I tend to ignore a lot in my life. Somehow, in my head, if I do not think about it, it will go away. I've learned many times that it doesn't, and I end up worse off for not dealing with it when I should have. It still doesn't make me "face the music". A flaw, one that I am not proud of.
Mr.Peanut was not doing well, he in fact, was dying. How Mr.Peanut came to be...
"The Rescue"
Peanut was brought home from Maine, when my aunt's neighbors moved and abandoned him. We bonded the second I got out of the car and I snuck food from my aunt's house and fed him and begged my mother to let us take him home. She finally agreed, I think it was mostly because my aunt said that they shoot abandoned animals, and that hit a nerve with my mother. When my aunt moved to Maine, her cat, Blondie had a litter of kittens, Peanut was from that litter, so the age was pretty close at him being about 20.

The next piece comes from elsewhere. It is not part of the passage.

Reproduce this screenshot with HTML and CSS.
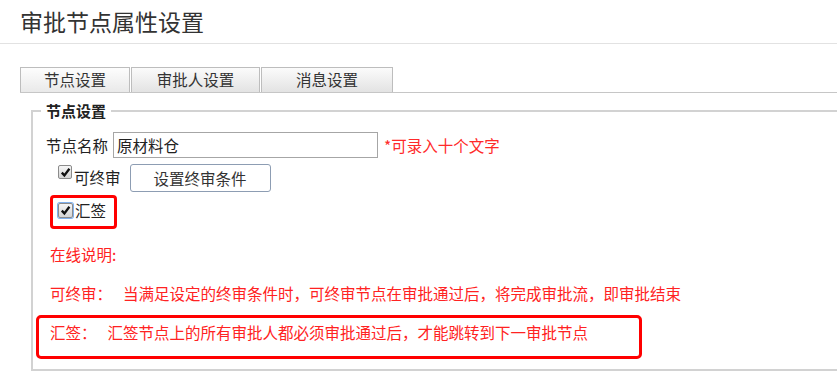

He was an "outside" cat, he liked to play the Great Wild Hunter and drink water from puddles rather than the fresh water planted all over the house and outside specifically for him and other animals. I was told that he was a wonderful hunter when in Maine, I guessed that he was just "over it" the last few years when I'd dangle mice or other things in front of him and he'd just look the other way.
In reality, he was the epitomy of CAT. All of the stereotypes you can think of, all the scientific facts that are known = Peanut.
He was loved and he was, indeed, always part of the family.
"His Passing"
I think that I was "interrupting" the process, I would find him when he would hide and try to cover him up and pet him and talk with him, and all the while, while he was in the process of dying, he'd purr. He would hide, I would find him. I kept insisting that he did not want to die alone, even though I "know" that animals do not think like we do on a lot of things. I wanted him to know that he'd be alright when he passed.
He wanted badly to go outside onto the swing where he spent a great deal of his life, I finally gave in, checking on him constantly, trying to make sure that he was "safe" from other animals. At four o'clock on Wednesday, I went to check on him, I don't know why, I had checked on him about a half an hour before that. He was taking his last breaths.
Memories of my father and him taking his last breaths washed over me, nearly knocking me over. I do not care what people say, be it a human or an animal, if I love, I love, and it still hurts in many ways.
I picked him up and wrapped him in a warm towel, called my sister out, I held him close and we watched the life go out of him. The wind was blowing. I like to think that the wind took his spirit.
He had a "coffin", we had a "funeral" and he was burried in the backyard.
He was my little fighter. I will miss him terribly.